Updated: January 1, 2011 12:07 pm

It is a universally-acknowledged fact that no compilation, however objective, is beyond criticism either because the element of latent subjectivity involved in the selection or because it does not meet accepted desired standards. It was, therefore, logical for researcher, critic and scholar MK Raghavendra to be defensive from the very outset while putting together his choice of 50 Indian film classics from the silent Prem Sanyas (1925) to Rang De Basanti (2006). And even though he acknowledges the contribution of filmmakers like Ritwick Ghatak, not a single film by the maverick filmmaker finds place because he was found to be “a difficult figure to slot”.

                Before we proceed further with a toothcomb and talk about being subjectively judgmental in the selection, let us consider his arguments in defense of his selection: “Producing a volume that sets out to identify ‘representative’ works from the largest and the most-amorphous body of cinema in the world (in terms of sheer numbers, leaving both Hollywood and Japan way behind in counting) is a daunting task and an introduction to the volume can only perform a limited role…The best that I can do through a selection is perhaps be representative rather than idiosyncratic and that is what the present one sets out to do although only the reader can judge its actual success.”

                This writer found major faults with the selection which can at best be described illogical and arbitrary.
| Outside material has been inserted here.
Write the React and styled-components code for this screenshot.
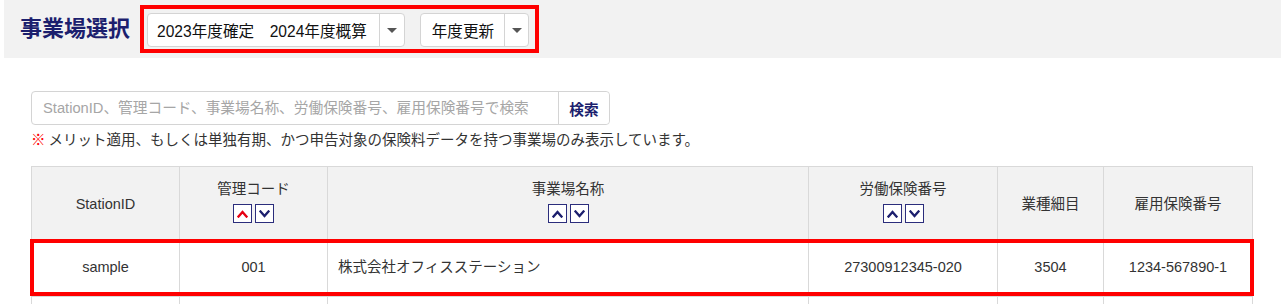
import React from "react";
import styled, { createGlobalStyle } from "styled-components";

const Global = createGlobalStyle`
  html, body { margin: 0; padding: 0; background: #fff; }
  body {
    font-family: "Liberation Sans", "Noto Sans CJK JP", sans-serif;
    color: #333;
  }
  * { box-sizing: border-box; }
`;

const Page = styled.div`
  width: 1281px;
  height: 304px;
  overflow: hidden;
`;

const Band = styled.div`
  margin-left: 4px;
  height: 58px;
  background: #f2f2f2;
  display: flex;
  align-items: center;
  padding-left: 16px;
`;

const Title = styled.h1`
  margin: 0 10px 0 0;
  font-size: 22px;
  line-height: 28px;
  font-weight: 700;
  color: #1c1f6e;
`;

const Annotated = styled.div`
  display: flex;
  align-items: flex-start;
  gap: 15px;
  height: 48px;
  border: 4px solid #ff0000;
  padding: 4px 6px 0 3px;
`;

const Select = styled.div`
  display: flex;
  height: 34px;
  background: #fff;
  border: 1px solid #d4d4d4;
  border-radius: 4px;
`;

const SelectValue = styled.div`
  display: flex;
  align-items: center;
  padding: 0 ${(p) => p.$pr || 10}px 0 ${(p) => p.$pl || 9}px;
  font-size: 15.6px;
  color: #111;
  white-space: pre;
`;

const SelectArrow = styled.div`
  width: ${(p) => p.$w || 25}px;
  border-left: 1px solid #d4d4d4;
  display: flex;
  align-items: center;
  justify-content: center;
  &::after {
    content: "";
    border-left: 5px solid transparent;
    border-right: 5px solid transparent;
    border-top: 5px solid #555;
  }
`;

const SearchBar = styled.div`
  margin: 33px 0 0 31px;
  display: flex;
  width: 579px;
  height: 34px;
  border: 1px solid #d4d4d4;
  border-radius: 4px;
`;

const SearchInput = styled.input`
  flex: 1;
  min-width: 0;
  border: none;
  outline: none;
  background: transparent;
  padding: 0 0 0 11px;
  font-family: inherit;
  font-size: 14.7px;
  color: #333;
  &::placeholder { color: #a6a6a6; }
`;

const SearchButton = styled.button`
  width: 51px;
  flex: none;
  border: none;
  border-left: 1px solid #d4d4d4;
  background: #fff;
  font-family: inherit;
  font-size: 14.7px;
  font-weight: 700;
  color: #1c1f6e;
  padding: 0;
  border-radius: 0 4px 4px 0;
`;

const Notice = styled.p`
  margin: 6px 0 0 31px;
  font-size: 14.5px;
  line-height: 18px;
  color: #333;
  white-space: nowrap;
`;

const Mark = styled.span`
  color: #ff0000;
  font-weight: 700;
  margin-right: 3px;
`;

const TableWrap = styled.div`
  position: relative;
  margin: 17px 0 0 31px;
  width: 1221px;
`;

const Table = styled.table`
  border-collapse: collapse;
  table-layout: fixed;
  width: 1221px;
  font-size: 14.5px;
`;

const Th = styled.th`
  height: 74px;
  background: #f2f2f2;
  border: 1px solid #d9d9d9;
  font-weight: 400;
  color: #333;
  text-align: center;
  vertical-align: middle;
  padding: 0;
  line-height: 18px;
`;

const Td = styled.td`
  height: ${(p) => p.$h || 56}px;
  border: 1px solid #d9d9d9;
  background: #fff;
  color: #333;
  text-align: ${(p) => (p.$left ? "left" : "center")};
  padding: ${(p) => (p.$left ? "0 0 4px 10px" : "0 0 4px 0")};
  vertical-align: middle;
  line-height: 18px;
  white-space: nowrap;
`;

const HeadLabel = styled.div`
  margin-top: -4px;
`;

const SortRow = styled.div`
  display: flex;
  justify-content: center;
  gap: 3px;
  margin-top: 6px;
`;

const SortButton = styled.button`
  width: 19px;
  height: 19px;
  padding: 0;
  border: 1px solid #2b2d7c;
  background: #fff;
  display: flex;
  align-items: center;
  justify-content: center;
  color: ${(p) => (p.$active ? "#e60012" : "#1c1f6e")};
`;

const RowHighlight = styled.div`
  position: absolute;
  left: -1px;
  top: 73px;
  width: 1224px;
  height: 57px;
  border: 4px solid #ff0000;
  pointer-events: none;
`;

const Chevron = ({ up }) => (
  <svg width="11" height="8" viewBox="0 0 11 8" fill="none">
    <path
      d={up ? "M1.5 6.5 L5.5 2 L9.5 6.5" : "M1.5 1.5 L5.5 6 L9.5 1.5"}
      stroke="currentColor"
      strokeWidth="2.4"
      strokeLinecap="square"
    />
  </svg>
);

const Sort = ({ active }) => (
  <SortRow>
    <SortButton $active={active === "up"}>
      <Chevron up />
    </SortButton>
    <SortButton $active={active === "down"}>
      <Chevron />
    </SortButton>
  </SortRow>
);

const cols = [148, 148, 481, 189, 106, 149];

export default function App() {
  return (
    <Page>
      <Global />
      <Band>
        <Title>事業場選択</Title>
        <Annotated>
          <Select>
            <SelectValue $pl={9} $pr={12}>2023年度確定　2024年度概算</SelectValue>
            <SelectArrow $w={25} />
          </Select>
          <Select>
            <SelectValue $pl={11} $pr={10}>年度更新</SelectValue>
            <SelectArrow $w={24} />
          </Select>
        </Annotated>
      </Band>

      <SearchBar>
        <SearchInput placeholder="StationID、管理コード、事業場名称、労働保険番号、雇用保険番号で検索" />
        <SearchButton>検索</SearchButton>
      </SearchBar>
      <Notice>
        <Mark>※</Mark>メリット適用、もしくは単独有期、かつ申告対象の保険料データを持つ事業場のみ表示しています。
      </Notice>

      <TableWrap>
        <Table>
          <colgroup>
            {cols.map((w, i) => (
              <col key={i} style={{ width: w }} />
            ))}
          </colgroup>
          <thead>
            <tr>
              <Th>StationID</Th>
              <Th>
                <HeadLabel>管理コード</HeadLabel>
                <Sort active="up" />
              </Th>
              <Th>
                <HeadLabel>事業場名称</HeadLabel>
                <Sort />
              </Th>
              <Th>
                <HeadLabel>労働保険番号</HeadLabel>
                <Sort />
              </Th>
              <Th>業種細目</Th>
              <Th>雇用保険番号</Th>
            </tr>
          </thead>
          <tbody>
            <tr>
              <Td>sample</Td>
              <Td>001</Td>
              <Td $left>株式会社オフィスステーション</Td>
              <Td>27300912345-020</Td>
              <Td>3504</Td>
              <Td>1234-567890-1</Td>
            </tr>
            <tr>
              {cols.map((_, i) => (
                <Td key={i} $left={i === 2} />
              ))}
            </tr>
          </tbody>
        </Table>
        <RowHighlight />
      </TableWrap>
    </Page>
  );
}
This is how the break up goes: Hindi/Urdu 32; Bengali 5; Malayalam 3; Tamil 3; Kannada 2; Telegu 1; Marathi 1; Manipuri 1; English 1; and Silent 1. Of the 32 Hindi/Urdu as many as 8 belong to what was once known as art cinema one each by Shyam Benegal, Govind Nihalani, Saeed Mirza, Kumar Shahani, Mani Kaul, Ketan Mehta, MS Sathyu, Avatar Krishan Kaul. This writer would have liked to limit it to just about four: MS Sathyu’s Spartition-classic Garam Hawa; Govind Nihalani’s Aakrosh (though Tamas might have been a more appropriate choice); Ketan Mehta’s Mirch Masala; and reluctantly Shyam Benegal’s Ankur. And outrightly rejected Uski Roti and 27 Down.

                Similarly, from mainstream cinema one sadly regrets the absence of Gulzar’s Aandhi; Asit Sen’s Mamta; Muzaffar Ali’s Umrao Jaan; Dilip Kumar’s immortal Ganga Jamuna; Basu Bhattacharya’s Teesri Kasam; Raj Kapoor’s Jagtey Raho; BR Chopra’s Kanoon; Sunil Dutt’s Mujhe Jeene Do, Bimal Roy’s Do Beegha Zameen; V Shantaram’s Do Aankhen Barah Haath to randomly mention a few.
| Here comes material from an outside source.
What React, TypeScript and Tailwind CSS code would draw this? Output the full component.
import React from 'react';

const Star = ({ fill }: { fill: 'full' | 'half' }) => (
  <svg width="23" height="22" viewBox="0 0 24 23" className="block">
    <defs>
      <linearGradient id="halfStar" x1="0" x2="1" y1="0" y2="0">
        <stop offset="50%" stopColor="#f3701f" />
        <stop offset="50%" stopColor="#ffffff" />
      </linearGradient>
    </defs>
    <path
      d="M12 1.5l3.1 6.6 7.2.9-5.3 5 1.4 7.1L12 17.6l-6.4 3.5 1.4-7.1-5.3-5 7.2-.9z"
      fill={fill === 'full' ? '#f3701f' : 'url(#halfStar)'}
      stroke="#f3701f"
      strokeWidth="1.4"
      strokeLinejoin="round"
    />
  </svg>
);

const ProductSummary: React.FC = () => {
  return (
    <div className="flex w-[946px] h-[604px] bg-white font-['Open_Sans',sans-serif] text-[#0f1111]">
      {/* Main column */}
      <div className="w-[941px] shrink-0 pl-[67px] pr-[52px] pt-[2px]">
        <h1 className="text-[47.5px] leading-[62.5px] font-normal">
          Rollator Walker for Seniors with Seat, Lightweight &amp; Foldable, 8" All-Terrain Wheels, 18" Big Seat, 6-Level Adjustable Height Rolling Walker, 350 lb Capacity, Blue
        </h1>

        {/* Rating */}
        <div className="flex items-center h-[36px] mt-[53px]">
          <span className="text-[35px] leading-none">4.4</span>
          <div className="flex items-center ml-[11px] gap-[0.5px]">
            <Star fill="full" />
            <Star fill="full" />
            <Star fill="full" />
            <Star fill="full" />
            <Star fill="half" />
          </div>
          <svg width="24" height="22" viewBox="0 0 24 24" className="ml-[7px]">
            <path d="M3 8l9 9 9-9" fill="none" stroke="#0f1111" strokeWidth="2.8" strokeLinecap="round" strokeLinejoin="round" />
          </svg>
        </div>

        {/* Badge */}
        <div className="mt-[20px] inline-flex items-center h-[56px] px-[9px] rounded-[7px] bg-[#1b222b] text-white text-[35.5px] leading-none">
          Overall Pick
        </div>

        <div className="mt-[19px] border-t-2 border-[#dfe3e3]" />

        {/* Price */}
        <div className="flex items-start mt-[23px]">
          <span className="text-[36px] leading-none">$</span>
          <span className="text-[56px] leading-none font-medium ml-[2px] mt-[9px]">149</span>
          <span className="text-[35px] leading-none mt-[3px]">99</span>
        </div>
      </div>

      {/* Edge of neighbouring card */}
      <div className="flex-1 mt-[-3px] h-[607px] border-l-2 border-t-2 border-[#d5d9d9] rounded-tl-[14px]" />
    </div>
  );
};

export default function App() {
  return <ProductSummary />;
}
                And what about Jabbar Patel’s Umbartha in Marathi or its Hindi version Subah; Chan Pardesi or Warris in Punjabi; Ganga Maiya Tohe Pihari Chadaibo in Bhojpuri? No Mira Nair or Deepa Mehta, only Aparna Sen with 36 Chowringhee Lane. Many others like Jahnu Barua (Assamese) and his Halodhia Choraye Baodhan Khai, BV Karanth (Kannada) and Chomana Dudi, Shahji N Karun (Malayalam) and Piravi, the late Rabindra Dharamraja (Chakra), Sudhir Mishra (Dharavi), Gautam Ghose (Paar) do get acknowledged in the introduction. True, a selection of 50 from several thousands is no mean task, and whoever does will have a lot of explaining to do. And how come Raghavendra has found no notable films in Tamil after Roja (1992); Amma Ariyan (1986) in Malayalam; Neem Annapurna (1979) in Bengali; Shankarabharanam (1979) in Telegu and Nagara Haavu (1972) in Kannada. And when it comes to regional cinema why are the choices restricted to art cinema with one or two honourable exception.
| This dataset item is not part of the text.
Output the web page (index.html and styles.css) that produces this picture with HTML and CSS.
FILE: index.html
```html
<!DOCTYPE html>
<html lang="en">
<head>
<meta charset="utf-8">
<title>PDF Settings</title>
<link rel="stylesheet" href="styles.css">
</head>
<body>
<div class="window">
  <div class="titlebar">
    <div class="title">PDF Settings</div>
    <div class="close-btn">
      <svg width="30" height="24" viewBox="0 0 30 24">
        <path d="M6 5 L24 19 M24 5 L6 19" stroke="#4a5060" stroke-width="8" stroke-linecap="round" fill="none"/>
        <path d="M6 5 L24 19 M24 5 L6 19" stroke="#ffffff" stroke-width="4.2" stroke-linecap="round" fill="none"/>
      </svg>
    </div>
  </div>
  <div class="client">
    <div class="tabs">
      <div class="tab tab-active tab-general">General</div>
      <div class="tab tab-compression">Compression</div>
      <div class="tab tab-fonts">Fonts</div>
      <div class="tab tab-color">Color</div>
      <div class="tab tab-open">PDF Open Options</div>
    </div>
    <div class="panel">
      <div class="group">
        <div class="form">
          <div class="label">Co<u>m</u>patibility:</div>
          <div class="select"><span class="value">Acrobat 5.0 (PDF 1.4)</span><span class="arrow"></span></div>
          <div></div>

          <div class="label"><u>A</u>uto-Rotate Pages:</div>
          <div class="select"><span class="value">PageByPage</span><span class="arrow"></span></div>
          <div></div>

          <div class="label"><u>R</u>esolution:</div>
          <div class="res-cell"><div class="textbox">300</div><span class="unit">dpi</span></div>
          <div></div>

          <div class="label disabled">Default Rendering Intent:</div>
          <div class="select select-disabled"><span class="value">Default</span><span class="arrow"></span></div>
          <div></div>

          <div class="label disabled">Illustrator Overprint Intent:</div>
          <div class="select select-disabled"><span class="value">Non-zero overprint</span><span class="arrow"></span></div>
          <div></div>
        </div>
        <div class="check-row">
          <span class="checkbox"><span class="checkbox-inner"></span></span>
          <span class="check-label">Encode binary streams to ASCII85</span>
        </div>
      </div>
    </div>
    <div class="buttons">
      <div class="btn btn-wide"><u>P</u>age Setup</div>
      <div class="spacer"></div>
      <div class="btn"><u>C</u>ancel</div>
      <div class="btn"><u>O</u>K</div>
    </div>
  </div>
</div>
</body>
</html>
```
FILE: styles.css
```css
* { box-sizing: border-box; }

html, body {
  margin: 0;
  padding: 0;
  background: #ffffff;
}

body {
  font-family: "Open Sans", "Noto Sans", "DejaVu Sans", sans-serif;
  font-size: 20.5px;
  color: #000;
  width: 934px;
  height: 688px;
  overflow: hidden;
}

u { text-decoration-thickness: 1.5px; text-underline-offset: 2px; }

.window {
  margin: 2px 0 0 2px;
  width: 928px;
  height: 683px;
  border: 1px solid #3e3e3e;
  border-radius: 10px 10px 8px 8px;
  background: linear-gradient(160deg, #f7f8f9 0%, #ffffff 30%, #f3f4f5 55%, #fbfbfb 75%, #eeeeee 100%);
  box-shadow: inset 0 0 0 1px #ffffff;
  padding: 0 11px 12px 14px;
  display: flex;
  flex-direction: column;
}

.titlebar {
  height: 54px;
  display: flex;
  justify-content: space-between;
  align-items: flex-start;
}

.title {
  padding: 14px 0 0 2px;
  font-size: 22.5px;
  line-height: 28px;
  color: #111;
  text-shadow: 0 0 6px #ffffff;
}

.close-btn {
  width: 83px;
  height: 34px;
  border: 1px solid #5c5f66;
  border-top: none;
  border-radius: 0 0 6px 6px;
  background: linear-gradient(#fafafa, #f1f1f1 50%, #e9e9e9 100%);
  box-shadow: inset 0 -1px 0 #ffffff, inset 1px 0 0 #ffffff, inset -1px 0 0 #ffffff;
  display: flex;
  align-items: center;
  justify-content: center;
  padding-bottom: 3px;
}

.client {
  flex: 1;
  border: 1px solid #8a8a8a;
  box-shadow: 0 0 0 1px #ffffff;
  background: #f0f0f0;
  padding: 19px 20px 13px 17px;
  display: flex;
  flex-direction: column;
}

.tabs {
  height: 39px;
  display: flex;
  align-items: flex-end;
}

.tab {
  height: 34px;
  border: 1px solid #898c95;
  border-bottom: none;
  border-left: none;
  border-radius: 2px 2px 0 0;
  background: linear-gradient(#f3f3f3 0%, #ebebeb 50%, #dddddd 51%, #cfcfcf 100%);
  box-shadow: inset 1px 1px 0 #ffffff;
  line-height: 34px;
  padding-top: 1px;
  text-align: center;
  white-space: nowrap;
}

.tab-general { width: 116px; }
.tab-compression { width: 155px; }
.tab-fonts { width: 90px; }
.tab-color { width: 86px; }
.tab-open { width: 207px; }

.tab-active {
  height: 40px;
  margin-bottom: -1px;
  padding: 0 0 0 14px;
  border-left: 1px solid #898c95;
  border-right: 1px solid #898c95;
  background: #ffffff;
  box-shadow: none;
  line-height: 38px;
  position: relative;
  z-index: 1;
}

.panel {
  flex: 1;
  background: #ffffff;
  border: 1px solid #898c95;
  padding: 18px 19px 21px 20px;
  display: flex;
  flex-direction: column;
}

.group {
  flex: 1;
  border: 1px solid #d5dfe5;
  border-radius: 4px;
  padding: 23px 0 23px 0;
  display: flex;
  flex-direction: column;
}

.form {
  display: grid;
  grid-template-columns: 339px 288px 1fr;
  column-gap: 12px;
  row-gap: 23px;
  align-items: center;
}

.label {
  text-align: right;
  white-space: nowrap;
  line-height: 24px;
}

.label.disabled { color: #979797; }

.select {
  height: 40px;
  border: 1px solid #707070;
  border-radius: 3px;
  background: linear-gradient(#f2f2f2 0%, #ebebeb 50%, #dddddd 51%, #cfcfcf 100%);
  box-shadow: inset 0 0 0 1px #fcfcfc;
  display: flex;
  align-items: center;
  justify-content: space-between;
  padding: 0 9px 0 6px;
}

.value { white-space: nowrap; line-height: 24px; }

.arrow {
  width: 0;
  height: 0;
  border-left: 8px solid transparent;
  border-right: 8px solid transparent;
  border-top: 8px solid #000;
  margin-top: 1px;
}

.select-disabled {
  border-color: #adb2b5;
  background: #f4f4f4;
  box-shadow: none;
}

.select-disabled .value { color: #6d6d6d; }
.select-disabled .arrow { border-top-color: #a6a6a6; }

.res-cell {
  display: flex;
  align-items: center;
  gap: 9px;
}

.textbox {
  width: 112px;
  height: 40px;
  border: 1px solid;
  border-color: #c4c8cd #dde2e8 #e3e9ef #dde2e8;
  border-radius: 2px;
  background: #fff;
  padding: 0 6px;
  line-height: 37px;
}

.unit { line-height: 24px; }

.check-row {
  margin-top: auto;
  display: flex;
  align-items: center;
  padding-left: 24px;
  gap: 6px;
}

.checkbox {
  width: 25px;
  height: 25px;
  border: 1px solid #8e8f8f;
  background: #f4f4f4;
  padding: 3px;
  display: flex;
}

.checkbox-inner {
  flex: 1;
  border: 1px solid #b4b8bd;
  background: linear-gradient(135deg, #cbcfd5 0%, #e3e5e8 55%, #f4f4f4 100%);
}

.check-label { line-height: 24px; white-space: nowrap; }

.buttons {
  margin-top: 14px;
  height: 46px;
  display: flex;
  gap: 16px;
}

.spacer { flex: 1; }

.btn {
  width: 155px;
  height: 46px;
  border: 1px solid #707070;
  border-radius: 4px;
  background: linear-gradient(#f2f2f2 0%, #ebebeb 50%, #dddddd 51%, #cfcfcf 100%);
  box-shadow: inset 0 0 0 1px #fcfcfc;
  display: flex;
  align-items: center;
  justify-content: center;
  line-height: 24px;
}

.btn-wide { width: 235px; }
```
                According to the learned author Kannada art cinema is the by-product of a literary movement; Bengali art cinema owes its origins to left-wing politics; Malayalam cinema had only two, or maybe three original voices ‘unpredictable’ and ‘idiosyncratic’, remaining ‘exception’ even it comes to popular cinema. Tamil cinema has been given a royal ignore when it came to be defined.

                In conclusion, and rightly apprehensive of possible criticism the selection might ordain, Raghavendra goes into a defensive mode at the end of his otherwise analytical and thought-provoking assessment of the Indian cinema scene, what it constitutes, who have been the major players and their contributions, and what is the overall essence of its approach. To quote him: “A list of fifty well-known films does not allow the critic the luxury of an ‘affiliated’ approach and every film is best written about for what it has to offer personally to her/him. The selection is not personal (how and why not?) but I acknowledge that, while the writing strives to be analytical, my assessment remain personal and may frequently come into conflict with the reader’s.” No one can find fault with that.

                And for that matter, no one can find fault with his analytical assessment, and approach to every individual film that is in the August list. At worst, it is commendable. At best, it provides an insight into the very essence of every film selected for inclusion. “Apart from trying to grapple with the implication of each film, the effort has also been to ‘evoke’ the experience of a film through words… The fifty films selected in this collection cannot entirely do justice to the complex body that is Indian cinema.” (Fifty Indian Film Classics: Collins, an Imprint of HarperCollins India, Pg 323, Rs 350).

                But the relevant question at the end is, why has popular regional cinema been given a short shrift? Not a single film of Kamal Hassan, Rajnikanth, Mohan Lal, Uttam Kumar, Suchitra Sen, amongst others, found any place either in the introduction or in the selection of the fifty films while its Hindi counterparts seem over burdened? Prompt comes a not altogether convincing explanation: “Attempts have been made to represent regional cinema (both popular and art) without yielding to tokenism and this has meant that major film-producing states like Andhra Pradesh, Odisha, Gujarat and Assam have not received due representation. More importantly, very few films from the 1990s (except some undeserving Hindi popular cinema) and after have been examined here and the justification offered is that we need some more time to elapse before we can assign ‘significance’ to this or that film.”

                Fine, Raghavendra. But then why this partiality to ‘popular’ or ‘mainstream’ Hindi cinema?